Nichtsdestotrotz leben Menschen ohne legalen Aufenthaltsstatus unter uns. Denn bei aller Abschreckung und forcierter Entrechtung werden Migrationsbewegungen nicht per se unterbunden: „Vielmehr tragen ausdifferenzierte Migrations- und Grenzregime dazu bei, Migrant*innen zu hierarchisieren und eben einen Teil von ihnen auch zu illegalisieren. Und das ist weder Ergebnis von Politikversagen noch eines des Zufalls. Vielmehr liegt nahe, dass die Illegalisierung eines Teils der Migrant*innen funktional sein könnte: Sie stellen billige Arbeitskräfte dar und können durch die miserablen Verhältnisse, die durch die Illegalisierung geschaffen werden, zur Abschreckung weiterer Migrant*innen dienen.“[8]. Die Abgrenzung verschiedener Migrationsformen und die darauf basierende Kategorisierung regulieren die Legitimation von Migrationsgründen und die Gewährung von Rechten. Dabei sind kulturelle und vor allem ökonomische Kriterien wirksam, durch die eine Gruppe von „erwünschten“ Migrant*innen gegenüber der Gruppe „unerwünschter“ Migrant*innen konstruiert und privilegiert behandelt wird.
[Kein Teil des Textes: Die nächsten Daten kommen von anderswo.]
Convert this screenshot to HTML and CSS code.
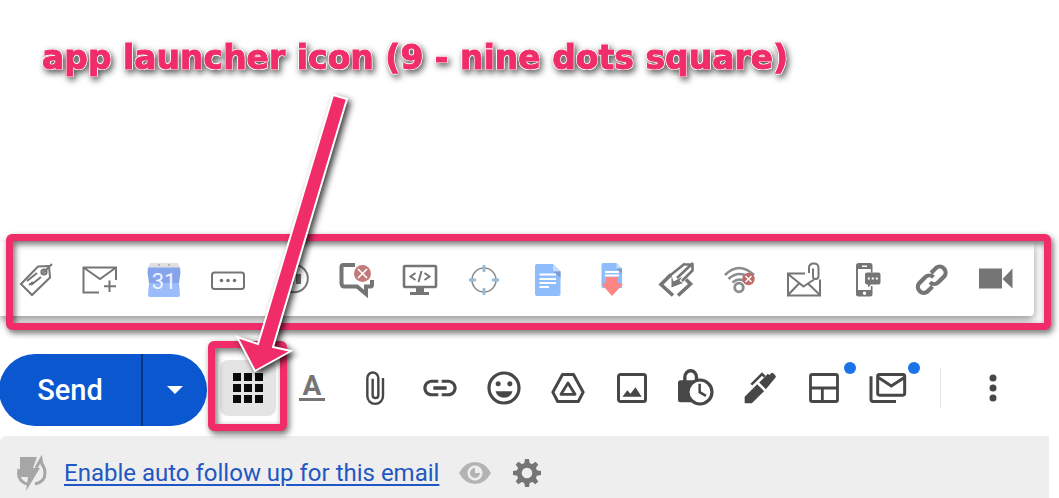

Nicht nur die in vielerlei Hinsicht durch wirtschaftliche Interessen geleitete Menschenrechts- und Flüchtlingspolitik der EU verdient keinen Nobelpreis, auch die Handels- und Wirtschaftspolitik ist in keinster Weise preiswürdig: Sie hat der Menschheit in den vergangenen Jahren sicher nicht den größten Nutzen erbracht, wie es Alfred Nobel als Kriterium für die Preisvergabe formulierte, sondern ist mitverantwortlich für Armut, Hunger und Aussichtslosigkeit als Migrations- und Fluchtursachen. In Zeiten, da die Gründe für Flucht und Migration als individuelle Probleme der Geflüchteten oder als allein in anderen Weltregionen verortete Problemlagen verschleiert werden, tritt diese grundsätzliche Mitverantwortung der EU für untragbare Lebensverhältnisse in anderen Teilen der Welt aus dem Blickfeld – leider auch aus dem des Nobelpreiskomitees.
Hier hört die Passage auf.